Refrigerator Storage
Store leftover Irish Potato Pancakes in an airtight container in the refrigerator for 4 to 5 days. They won't be quite as crispy as fresh, but they're still delicious.
Freezing
These freeze beautifully for up to 3 months. Let them cool completely, then layer them between sheets of parchment paper in a freezer-safe container. Thaw in the fridge overnight before reheating.
How to Reheat
To get that crispy texture back, place your boxty on a rack over a sheet tray and bake at 400°F for 4 to 6 minutes until hot and crispy. Don't microwave them, they'll turn rubbery.

Top Tip
My friend who shared this recipe with me told me something her grandmother used to say: "Boxty in the pan, if you can't make boxty, you'll never get a man." It's an old Irish saying, though these days I think everyone should know how to make a good boxty regardless of who they're trying to impress!
The real secret to great boxty isn't fancy technique or special ingredients. It's taking the time to squeeze out that potato liquid, getting your skillet nice and hot, and not being afraid to let them cook long enough to get really golden and crispy. That patience is what turns simple ingredients into something truly special.
And honestly? The best part isn't even the taste, though these are delicious. It's watching someone take their first bite, their eyes light up, and hearing them say, "Wait, these are made with potatoes?" That's when you know you've nailed it.
For another comforting recipe that's perfect alongside boxty, check out this Delicious Crockpot Applesauce Recipe.
Why You'll Love This Irish Potato Pancake Recipe
These savory potato pancakes are incredibly versatile. Serve them for breakfast with eggs and bacon, alongside dinner as a hearty side dish, or even on their own with a dollop of sour cream and some green onions. They're filling, flavorful, and so much easier to make than you'd think.
The buttermilk potato pancakes have this subtle tang that pairs beautifully with the earthy potatoes, and the combination of textures, crispy edges with a tender middle, makes every bite interesting. Plus, if you've got leftover mashed potatoes in the fridge, this is the perfect way to use them up.
Whether you're looking for an easy potato pancakes recipe for a weekend brunch or want to add some Irish comfort food to your dinner table, boxty delivers every single time.
FAQ
What is the Irish version of a potato pancake?

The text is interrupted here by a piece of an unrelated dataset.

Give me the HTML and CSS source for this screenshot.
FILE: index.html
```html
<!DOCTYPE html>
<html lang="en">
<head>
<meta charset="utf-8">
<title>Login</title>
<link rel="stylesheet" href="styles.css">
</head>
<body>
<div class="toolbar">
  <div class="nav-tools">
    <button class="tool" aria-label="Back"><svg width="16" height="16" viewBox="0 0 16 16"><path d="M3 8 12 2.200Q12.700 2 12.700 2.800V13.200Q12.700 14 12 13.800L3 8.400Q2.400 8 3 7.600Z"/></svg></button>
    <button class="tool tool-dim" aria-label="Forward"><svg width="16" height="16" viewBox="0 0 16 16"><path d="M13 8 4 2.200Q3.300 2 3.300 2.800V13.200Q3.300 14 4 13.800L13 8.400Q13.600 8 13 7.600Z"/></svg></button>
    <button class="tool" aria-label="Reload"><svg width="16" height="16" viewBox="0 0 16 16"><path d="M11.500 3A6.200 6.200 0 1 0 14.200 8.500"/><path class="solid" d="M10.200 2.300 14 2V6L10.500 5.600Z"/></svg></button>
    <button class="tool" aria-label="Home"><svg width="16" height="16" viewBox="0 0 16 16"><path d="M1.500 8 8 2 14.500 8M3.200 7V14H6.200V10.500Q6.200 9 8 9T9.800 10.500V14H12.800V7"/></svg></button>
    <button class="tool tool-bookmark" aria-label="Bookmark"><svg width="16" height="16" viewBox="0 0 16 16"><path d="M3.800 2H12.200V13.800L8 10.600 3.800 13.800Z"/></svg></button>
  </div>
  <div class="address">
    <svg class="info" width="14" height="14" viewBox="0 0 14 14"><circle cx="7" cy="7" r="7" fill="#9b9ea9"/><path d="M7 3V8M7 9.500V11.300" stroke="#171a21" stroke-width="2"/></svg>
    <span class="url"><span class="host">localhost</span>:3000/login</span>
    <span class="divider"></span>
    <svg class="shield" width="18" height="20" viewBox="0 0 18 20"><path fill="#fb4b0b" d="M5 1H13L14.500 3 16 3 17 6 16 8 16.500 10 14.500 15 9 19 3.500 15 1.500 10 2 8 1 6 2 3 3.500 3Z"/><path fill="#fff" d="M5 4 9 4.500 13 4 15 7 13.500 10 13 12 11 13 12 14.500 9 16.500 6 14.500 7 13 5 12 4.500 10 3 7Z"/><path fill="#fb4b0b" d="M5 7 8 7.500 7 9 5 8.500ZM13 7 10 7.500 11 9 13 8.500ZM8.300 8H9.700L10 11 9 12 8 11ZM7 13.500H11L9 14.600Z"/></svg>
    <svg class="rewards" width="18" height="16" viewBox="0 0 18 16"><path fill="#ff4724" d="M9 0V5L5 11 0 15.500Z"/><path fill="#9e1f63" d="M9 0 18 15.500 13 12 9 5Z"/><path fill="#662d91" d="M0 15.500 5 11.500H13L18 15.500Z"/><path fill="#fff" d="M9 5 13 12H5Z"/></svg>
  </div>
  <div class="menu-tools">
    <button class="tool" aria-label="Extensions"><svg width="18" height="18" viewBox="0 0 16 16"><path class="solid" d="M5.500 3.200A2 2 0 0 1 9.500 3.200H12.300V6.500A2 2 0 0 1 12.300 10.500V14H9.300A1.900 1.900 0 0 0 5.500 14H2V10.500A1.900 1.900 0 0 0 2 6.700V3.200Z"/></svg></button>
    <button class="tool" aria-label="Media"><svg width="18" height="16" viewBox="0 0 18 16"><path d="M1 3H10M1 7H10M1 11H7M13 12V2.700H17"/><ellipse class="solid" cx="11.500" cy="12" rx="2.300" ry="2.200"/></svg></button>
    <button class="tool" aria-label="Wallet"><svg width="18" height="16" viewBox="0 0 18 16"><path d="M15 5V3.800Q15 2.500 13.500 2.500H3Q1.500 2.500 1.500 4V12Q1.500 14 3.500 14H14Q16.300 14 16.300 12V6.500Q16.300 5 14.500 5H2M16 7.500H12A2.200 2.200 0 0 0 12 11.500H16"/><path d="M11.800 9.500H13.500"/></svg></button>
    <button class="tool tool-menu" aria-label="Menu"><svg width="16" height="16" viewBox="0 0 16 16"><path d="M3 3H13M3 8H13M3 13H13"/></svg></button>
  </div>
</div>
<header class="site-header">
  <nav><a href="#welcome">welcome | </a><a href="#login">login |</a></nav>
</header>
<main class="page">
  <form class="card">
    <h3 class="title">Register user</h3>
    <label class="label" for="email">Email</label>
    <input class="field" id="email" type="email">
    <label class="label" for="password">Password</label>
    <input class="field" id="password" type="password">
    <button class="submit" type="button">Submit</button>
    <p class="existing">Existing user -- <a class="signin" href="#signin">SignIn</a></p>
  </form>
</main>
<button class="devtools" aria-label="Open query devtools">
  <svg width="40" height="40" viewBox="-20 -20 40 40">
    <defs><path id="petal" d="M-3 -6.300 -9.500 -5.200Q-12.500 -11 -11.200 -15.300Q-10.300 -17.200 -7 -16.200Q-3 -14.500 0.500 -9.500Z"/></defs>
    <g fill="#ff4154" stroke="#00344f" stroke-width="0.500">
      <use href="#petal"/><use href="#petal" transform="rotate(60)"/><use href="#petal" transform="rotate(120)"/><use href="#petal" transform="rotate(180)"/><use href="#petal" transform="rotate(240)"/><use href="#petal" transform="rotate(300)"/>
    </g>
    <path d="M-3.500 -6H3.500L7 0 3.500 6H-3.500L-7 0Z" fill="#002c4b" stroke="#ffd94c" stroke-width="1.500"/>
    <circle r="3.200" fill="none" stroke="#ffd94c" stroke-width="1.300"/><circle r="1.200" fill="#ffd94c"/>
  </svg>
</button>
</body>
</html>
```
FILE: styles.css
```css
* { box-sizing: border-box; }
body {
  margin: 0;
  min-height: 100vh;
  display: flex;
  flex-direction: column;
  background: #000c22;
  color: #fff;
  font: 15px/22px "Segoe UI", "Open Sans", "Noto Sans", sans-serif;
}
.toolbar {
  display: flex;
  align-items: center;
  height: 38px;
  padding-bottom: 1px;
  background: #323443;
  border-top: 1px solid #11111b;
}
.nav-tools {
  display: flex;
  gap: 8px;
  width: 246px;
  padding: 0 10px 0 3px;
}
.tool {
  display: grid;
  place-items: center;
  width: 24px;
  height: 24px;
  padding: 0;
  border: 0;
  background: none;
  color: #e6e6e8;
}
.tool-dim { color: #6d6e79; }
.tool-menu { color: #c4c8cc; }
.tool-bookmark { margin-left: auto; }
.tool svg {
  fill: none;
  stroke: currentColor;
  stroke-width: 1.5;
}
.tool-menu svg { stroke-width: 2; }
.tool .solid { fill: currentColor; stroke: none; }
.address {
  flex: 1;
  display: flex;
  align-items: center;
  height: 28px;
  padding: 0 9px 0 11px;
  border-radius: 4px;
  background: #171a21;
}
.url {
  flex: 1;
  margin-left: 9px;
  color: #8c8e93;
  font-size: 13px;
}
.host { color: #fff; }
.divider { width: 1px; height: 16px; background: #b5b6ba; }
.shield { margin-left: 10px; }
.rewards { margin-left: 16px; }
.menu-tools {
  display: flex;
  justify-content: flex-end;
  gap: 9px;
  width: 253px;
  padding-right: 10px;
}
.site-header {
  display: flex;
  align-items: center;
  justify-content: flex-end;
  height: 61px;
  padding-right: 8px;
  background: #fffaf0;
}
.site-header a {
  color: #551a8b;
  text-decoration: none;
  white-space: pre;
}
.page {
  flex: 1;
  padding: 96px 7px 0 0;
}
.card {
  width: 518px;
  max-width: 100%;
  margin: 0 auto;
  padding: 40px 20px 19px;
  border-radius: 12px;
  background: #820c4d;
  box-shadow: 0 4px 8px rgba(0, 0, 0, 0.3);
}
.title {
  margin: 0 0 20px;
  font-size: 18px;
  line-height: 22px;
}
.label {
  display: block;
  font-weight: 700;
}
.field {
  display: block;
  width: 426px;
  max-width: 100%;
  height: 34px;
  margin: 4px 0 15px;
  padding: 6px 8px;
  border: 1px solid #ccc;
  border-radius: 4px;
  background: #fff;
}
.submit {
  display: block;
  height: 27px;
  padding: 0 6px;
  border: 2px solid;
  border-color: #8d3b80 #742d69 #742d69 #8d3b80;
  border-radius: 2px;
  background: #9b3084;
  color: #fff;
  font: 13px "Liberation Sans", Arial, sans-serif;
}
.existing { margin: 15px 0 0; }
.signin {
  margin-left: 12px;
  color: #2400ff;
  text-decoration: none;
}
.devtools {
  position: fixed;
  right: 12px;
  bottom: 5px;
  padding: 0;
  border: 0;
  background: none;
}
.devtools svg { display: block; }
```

The Irish version is called boxty, and it's made with a combination of both shredded raw potatoes and mashed potatoes mixed with flour and buttermilk. This gives it a unique texture that's different from other potato pancakes. My tip: always squeeze out the liquid from the shredded potatoes for the crispiest results.
What are Irish potato pancakes called?
They're called boxty, which comes from the Irish phrase "bacstaí," meaning "bakehouse bread." Different regions in Ireland have their own variations, but the classic version combines mashed and raw potatoes. Some families make them thinner, some thicker, everyone has their own style.
What is the difference between Irish potato pancakes and latkes?
While both are delicious Irish potato pancakes, latkes are typically made with only shredded raw potatoes and eggs, while boxty includes mashed potatoes, flour, and buttermilk for a fluffier, more pancake-like texture. Latkes are usually crispier all the way through, while boxty has that contrast between crispy edges and a tender center.
What is an Irish Potato Pancakes?
An Irish Potato Pancakes usually refers to boxty when talking about savory options. There are also sweet Irish pancakes that are similar to crepes. But when someone mentions authentic Irish pancake recipe in the context of potatoes, they're talking about boxty, this beautiful combination of potatoes, buttermilk, and flour that's been a staple in Irish kitchens for centuries.
Time to Make Your Own Boxty
There's something really special about making a Irish Potato Pancakes that's been loved for generations. These Irish potato pancakes might seem simple, just potatoes and pantry staples, but they're proof that the best comfort food doesn't need to be complicated.
So grab those potatoes, heat up your cast iron skillet, and give boxty a try. Whether you're serving them for breakfast, brunch, or dinner, they're guaranteed to become a new favorite. And who knows? Maybe you'll start your own tradition of boxty Saturdays, just like we have in our house.
Happy cooking, and enjoy every crispy, golden bite!
Related
Looking for other recipes like this? Try these:
Pairing
These are my favorite dishes to serve with Irish Potato Pancakes

Irish Potato Pancakes
Equipment
- 1 10-inch cast iron skillet Use a cast iron skillet for a crispy, even cook. A non-stick skillet is a good substitute.
- 1 Large kitchen towel or flour sack towel Essential for squeezing out excess potato liquid.
- 1 Ladle Makes it easy to pour and flatten the batter evenly in the pan.
Ingredients
- 3 ½ medium-sized Yukon potatoes peeled and shredded, about 3 ½ cups of shredded potatoes
- 3 ½ cups mashed potatoes leftover mashed potatoes or fresh
- 3 ⅓ cups all-purpose flour standard for pancake consistency
- 3 ¾ cups buttermilk adds tang, or substitute with whole milk
- 1 ⅔ teaspoons baking soda for lightness
- Coarse sea salt to taste, balances flavor
- Fresh cracked black pepper to taste, for seasoning
- Unsalted butter for frying, use more if necessary
Instructions
- Grate the Yukon potatoes onto a clean towel to drain excess liquid.
- Wrap up the towel and twist to squeeze out as much liquid as possible.
- Transfer the drained potatoes into a large bowl.
- Add the mashed potatoes, flour, buttermilk, baking soda, salt, and pepper into the bowl.
- Stir the mixture until it forms a thick batter. If the batter is too thick, add more buttermilk; if too thin, add more flour.
- Melt butter in a 10-inch cast iron skillet over medium-high heat.
- Pour about 1 ½ to 2 cups of the potato batter into the skillet, spreading it evenly with a ladle.
- Reduce the heat to medium and cook for 4 to 5 minutes, or until golden brown on one side.
- Flip the pancake and cook for another 4 to 5 minutes until the other side is also golden and cooked through.
- Remove the boxty from the pan and serve hot. Garnish with green onions if desired, and slice into triangles.